▸ **Written problem**
What is the number of lines containing the word "index"? Give that number alone.

— Begin —

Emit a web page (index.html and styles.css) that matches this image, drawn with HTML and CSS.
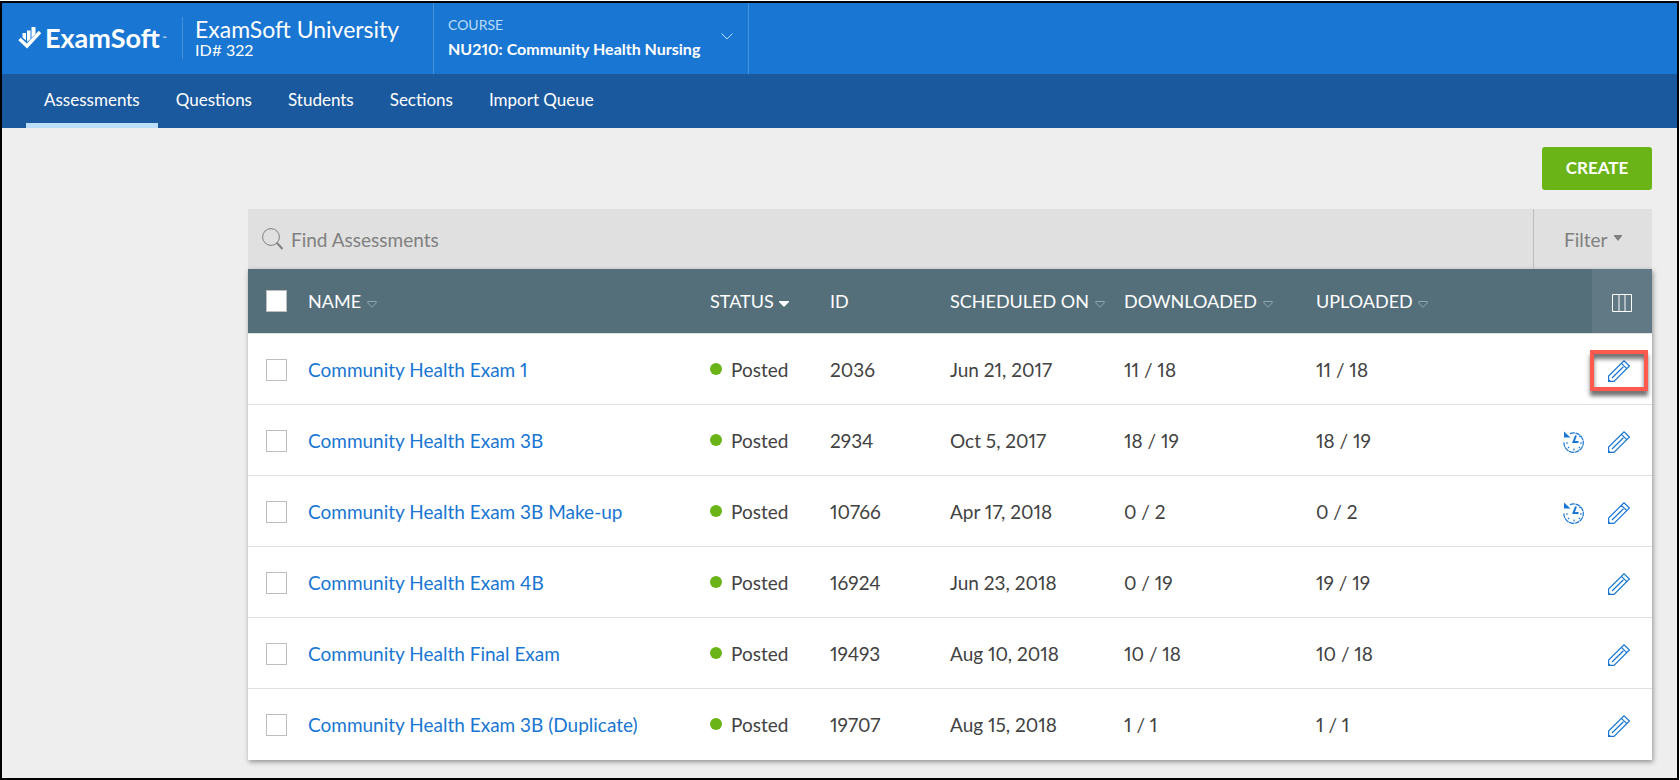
FILE: index.html
```html
<!DOCTYPE html>
<html lang="en">
<head>
    <meta charset="UTF-8">
    <meta name="viewport" content="width=device-width, initial-scale=1.0">
    <title>ExamSoft - Assessments</title>
    <link rel="stylesheet" href="styles.css">
</head>
<body>
    <!-- Shared icons -->
    <svg class="icon-defs" aria-hidden="true">
        <symbol id="icon-pencil" viewBox="0 0 22 22">
            <path d="M0.6 21.4V16L16 0.8L21.4 6L6 21.4Z M13.4 3.4L18.8 8.6 M4 18L15.4 6.8" fill="none" stroke="currentColor" stroke-width="1.2"/>
            <path d="M0.5 19L3 21.5H0.5Z" fill="currentColor"/>
        </symbol>
        <symbol id="icon-history" viewBox="0 0 22 22">
            <path d="M7 2.6A9.7 9.7 0 1 1 0.9 11.5" fill="none" stroke="currentColor" stroke-width="1.2" stroke-dasharray="5 0.6"/>
            <path d="M1 0.5V6.5H7.5Z" fill="currentColor"/>
            <path d="M13 4.5L10.5 11H15.5" fill="none" stroke="currentColor" stroke-width="2"/>
            <path d="M11 17.5V19.5M3 12H5M17 12H19M5 17L6.2 15.8M17 17L15.8 15.8M16.5 6L17.5 5" fill="none" stroke="currentColor" stroke-width="1.2"/>
        </symbol>
        <symbol id="icon-sort" viewBox="0 0 10 7">
            <path d="M0.8 0.5H9.2V2L5 6.3L0.8 2Z" fill="none" stroke="currentColor"/>
        </symbol>
    </svg>

    <header class="top-bar">
        <a class="logo" href="#">
            <svg class="logo-mark" viewBox="0 0 24 22" aria-hidden="true">
                <path d="M1.5 12L9 19L22 5" fill="none" stroke="#fff" stroke-width="3.4"/>
                <path d="M4.5 6H8V13.5L4.5 10.5Z M9 3.5H12.5V12L9 15Z M13.5 0H17.5V7L13.5 11Z" fill="#fff"/>
            </svg>
            <span>ExamSoft</span><small>™</small>
        </a>
        <div class="school">
            <div class="school-name">ExamSoft University</div>
            <div class="school-id">ID# 322</div>
        </div>
        <button class="course" type="button">
            <span>
                <span class="course-label">COURSE</span>
                <span class="course-name">NU210: Community Health Nursing</span>
            </span>
            <svg class="chevron" viewBox="0 0 12 7" aria-hidden="true">
                <path d="M0.5 0.5L6 6L11.5 0.5" fill="none" stroke="currentColor"/>
            </svg>
        </button>
    </header>

    <nav class="main-nav">
        <a class="active" href="#">Assessments</a>
        <a href="#">Questions</a>
        <a href="#">Students</a>
        <a href="#">Sections</a>
        <a href="#">Import Queue</a>
    </nav>

    <main class="content">
        <button class="create-btn" type="button">CREATE</button>

        <div class="search-bar">
            <label class="search-icon" for="search" aria-label="Find Assessments">
                <svg viewBox="0 0 22 22" aria-hidden="true">
                    <circle cx="9" cy="9" r="8.4" fill="none" stroke="currentColor"/>
                    <path d="M14.5 14.5L20.5 21" stroke="currentColor" stroke-width="2"/>
                </svg>
            </label>
            <input type="text" id="search" placeholder="Find Assessments">
            <button class="filter-btn" type="button">
                Filter
                <svg viewBox="0 0 8 6" aria-hidden="true"><path d="M0 0H8V1L4 6L0 1Z" fill="currentColor"/></svg>
            </button>
        </div>

        <table class="assessments">
            <colgroup>
                <col class="col-check">
                <col>
                <col class="col-status">
                <col class="col-id">
                <col class="col-scheduled">
                <col class="col-downloaded">
                <col class="col-uploaded">
                <col class="col-actions">
            </colgroup>
            <thead>
                <tr>
                    <th><input type="checkbox" aria-label="Select all"></th>
                    <th>NAME <svg class="sort"><use href="#icon-sort"/></svg></th>
                    <th>STATUS <svg class="sort sorted" viewBox="0 0 10 7"><path d="M0 0H10V1L5 6L0 1Z" fill="currentColor"/></svg></th>
                    <th>ID</th>
                    <th>SCHEDULED ON <svg class="sort"><use href="#icon-sort"/></svg></th>
                    <th>DOWNLOADED <svg class="sort"><use href="#icon-sort"/></svg></th>
                    <th>UPLOADED <svg class="sort"><use href="#icon-sort"/></svg></th>
                    <th class="columns-cell">
                        <button class="columns-btn" type="button" aria-label="Columns">
                            <svg viewBox="0 0 20 18" aria-hidden="true">
                                <path d="M0.5 0.5H19.5V17.5H0.5Z M7 0.5V17.5 M13 0.5V17.5" fill="none" stroke="currentColor"/>
                            </svg>
                        </button>
                    </th>
                </tr>
            </thead>
            <tbody>
                <tr>
                    <td><input type="checkbox" aria-label="Select Community Health Exam 1"></td>
                    <td><a href="#">Community Health Exam 1</a></td>
                    <td><span class="dot"></span>Posted</td>
                    <td>2036</td>
                    <td>Jun 21, 2017</td>
                    <td>11 / 18</td>
                    <td>11 / 18</td>
                    <td>
                        <div class="actions">
                            <button class="highlighted" type="button" aria-label="Edit"><svg><use href="#icon-pencil"/></svg></button>
                        </div>
                    </td>
                </tr>
                <tr>
                    <td><input type="checkbox" aria-label="Select Community Health Exam 3B"></td>
                    <td><a href="#">Community Health Exam 3B</a></td>
                    <td><span class="dot"></span>Posted</td>
                    <td>2934</td>
                    <td>Oct 5, 2017</td>
                    <td>18 / 19</td>
                    <td>18 / 19</td>
                    <td>
                        <div class="actions">
                            <button type="button" aria-label="History"><svg><use href="#icon-history"/></svg></button>
                            <button type="button" aria-label="Edit"><svg><use href="#icon-pencil"/></svg></button>
                        </div>
                    </td>
                </tr>
                <tr>
                    <td><input type="checkbox" aria-label="Select Community Health Exam 3B Make-up"></td>
                    <td><a href="#">Community Health Exam 3B Make-up</a></td>
                    <td><span class="dot"></span>Posted</td>
                    <td>10766</td>
                    <td>Apr 17, 2018</td>
                    <td>0 / 2</td>
                    <td>0 / 2</td>
                    <td>
                        <div class="actions">
                            <button type="button" aria-label="History"><svg><use href="#icon-history"/></svg></button>
                            <button type="button" aria-label="Edit"><svg><use href="#icon-pencil"/></svg></button>
                        </div>
                    </td>
                </tr>
                <tr>
                    <td><input type="checkbox" aria-label="Select Community Health Exam 4B"></td>
                    <td><a href="#">Community Health Exam 4B</a></td>
                    <td><span class="dot"></span>Posted</td>
                    <td>16924</td>
                    <td>Jun 23, 2018</td>
                    <td>0 / 19</td>
                    <td>19 / 19</td>
                    <td>
                        <div class="actions">
                            <button type="button" aria-label="Edit"><svg><use href="#icon-pencil"/></svg></button>
                        </div>
                    </td>
                </tr>
                <tr>
                    <td><input type="checkbox" aria-label="Select Community Health Final Exam"></td>
                    <td><a href="#">Community Health Final Exam</a></td>
                    <td><span class="dot"></span>Posted</td>
                    <td>19493</td>
                    <td>Aug 10, 2018</td>
                    <td>10 / 18</td>
                    <td>10 / 18</td>
                    <td>
                        <div class="actions">
                            <button type="button" aria-label="Edit"><svg><use href="#icon-pencil"/></svg></button>
                        </div>
                    </td>
                </tr>
                <tr>
                    <td><input type="checkbox" aria-label="Select Community Health Exam 3B (Duplicate)"></td>
                    <td><a href="#">Community Health Exam 3B (Duplicate)</a></td>
                    <td><span class="dot"></span>Posted</td>
                    <td>19707</td>
                    <td>Aug 15, 2018</td>
                    <td>1 / 1</td>
                    <td>1 / 1</td>
                    <td>
                        <div class="actions">
                            <button type="button" aria-label="Edit"><svg><use href="#icon-pencil"/></svg></button>
                        </div>
                    </td>
                </tr>
            </tbody>
        </table>
    </main>
</body>
</html>
```
FILE: styles.css
```css
:root {
    --blue: #1976d2;
    --dark-blue: #1b599e;
    --slate: #546e7a;
    --green: #6ab417;
    --line: #e0e0e0;
}

*,
*::after {
    margin: 0;
    padding: 0;
    box-sizing: border-box;
}

html {
    background-color: white;
    padding: 1px 1px 0 0;
}

body {
    min-height: calc(100vh - 1px);
    border: 2px solid black;
    background-color: #eee;
    color: #424242;
    font-family: Lato, sans-serif;
    font-size: 19px;
    font-variant-numeric: proportional-nums;
    line-height: 24px;
}

button {
    border: none;
    background: none;
    color: inherit;
    font: inherit;
    cursor: pointer;
}

a {
    color: var(--blue);
    text-decoration: none;
}

.icon-defs {
    display: none;
}

/* Header */
.top-bar {
    display: flex;
    align-items: center;
    height: 71px;
    padding: 0 0 2px 16px;
    background-color: var(--blue);
    color: white;
}

.logo {
    display: flex;
    align-items: center;
    gap: 3px;
    width: 164px;
    color: white;
    font-size: 27px;
    font-weight: bold;
}

.logo-mark {
    width: 24px;
    height: 22px;
}

.logo small {
    align-self: flex-start;
    font-size: 5px;
}

.school {
    width: 251px;
    padding-left: 12px;
    border-left: 1px solid rgba(255, 255, 255, 0.2);
}

.school-name {
    font-size: 23px;
    line-height: 24px;
}

.school-id {
    font-size: 16px;
    line-height: 18px;
}

.course {
    display: flex;
    align-items: center;
    justify-content: space-between;
    align-self: stretch;
    width: 316px;
    margin-bottom: -2px;
    padding: 0 15px 4px 14px;
    border: 1px solid rgba(255, 255, 255, 0.2);
    border-width: 0 1px;
    text-align: left;
}

.course-label,
.course-name {
    display: block;
    font-size: 14px;
}

.course-label {
    color: #bbdefb;
}

.course-name {
    font-size: 16px;
    font-weight: bold;
}

.chevron {
    width: 12px;
    height: 7px;
    color: #bbdefb;
}

/* Navigation */
.main-nav {
    display: flex;
    height: 54px;
    padding-left: 24px;
    background-color: var(--dark-blue);
    font-size: 17px;
}

.main-nav a {
    padding: 14px 18px 0;
    border-bottom: 5px solid transparent;
    color: white;
}

.main-nav a.active {
    border-color: #bbdefb;
}

/* Content */
.content {
    padding: 19px 25px 17px 246px;
}

.create-btn {
    display: block;
    width: 110px;
    height: 43px;
    margin: 0 0 19px auto;
    padding-bottom: 2px;
    border-radius: 3px;
    background-color: var(--green);
    color: white;
    font-size: 17px;
    font-weight: bold;
}

.search-bar {
    display: flex;
    align-items: center;
    height: 60px;
    padding-left: 14px;
    background-color: var(--line);
    color: #808080;
}

.search-icon svg {
    display: block;
    width: 22px;
    height: 22px;
}

.search-bar input {
    flex: 1;
    padding: 2px 0 0 7px;
    border: none;
    background: none;
    color: inherit;
    font: inherit;
}

.search-bar input::placeholder {
    color: inherit;
    opacity: 1;
}

.filter-btn {
    align-self: stretch;
    width: 119px;
    padding-top: 2px;
    border-left: 1px solid #bdbdbd;
}

.filter-btn svg {
    width: 8px;
    height: 6px;
    margin-left: 2px;
    vertical-align: 6px;
}

/* Table */
.assessments {
    width: 100%;
    border-collapse: collapse;
    table-layout: fixed;
    background-color: white;
    box-shadow: 1px 2px 5px rgba(0, 0, 0, 0.4);
}

.col-check {
    width: 60px;
}

.col-status,
.col-id {
    width: 120px;
}

.col-scheduled {
    width: 174px;
}

.col-downloaded,
.col-uploaded {
    width: 192px;
}

.col-actions {
    width: 144px;
}

.assessments th {
    height: 64px;
    background-color: var(--slate);
    color: white;
    font-size: 18px;
    font-weight: normal;
    text-align: left;
    white-space: nowrap;
}

.assessments td {
    height: 71px;
    padding-top: 2px;
    border-top: 1px solid var(--line);
}

.assessments input {
    display: block;
    appearance: none;
    width: 21px;
    height: 22px;
    margin-left: 18px;
    border: 1px solid #bdbdbd;
    background-color: white;
}

.sort {
    width: 10px;
    height: 7px;
    margin-left: 1px;
    color: #90a4ae;
}

.sort.sorted {
    color: white;
}

.assessments .columns-cell {
    background: linear-gradient(#607985, #607985) right / 60px 100% no-repeat var(--slate);
}

.columns-btn {
    display: block;
    width: 60px;
    height: 64px;
    margin-left: auto;
}

.columns-btn svg {
    width: 20px;
    height: 18px;
    vertical-align: middle;
}

.dot {
    display: inline-block;
    width: 12px;
    height: 12px;
    margin-right: 9px;
    border-radius: 50%;
    background-color: var(--green);
    vertical-align: 2px;
}

.actions {
    display: flex;
    justify-content: flex-end;
    gap: 23px;
    padding: 2px 22px 0 0;
}

.actions button {
    position: relative;
    width: 22px;
    height: 22px;
    color: var(--blue);
}

.actions svg {
    display: block;
    width: 22px;
    height: 22px;
}

/* Callout around the edit button */
.highlighted::after {
    content: "";
    position: absolute;
    top: -10px;
    left: -18px;
    width: 58px;
    height: 41px;
    border: 4px solid #ff5a4d;
    box-shadow: 0 5px 4px rgba(0, 0, 0, 0.55), inset 0 5px 4px rgba(0, 0, 0, 0.55);
}
```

— End —

▸ **In response**
2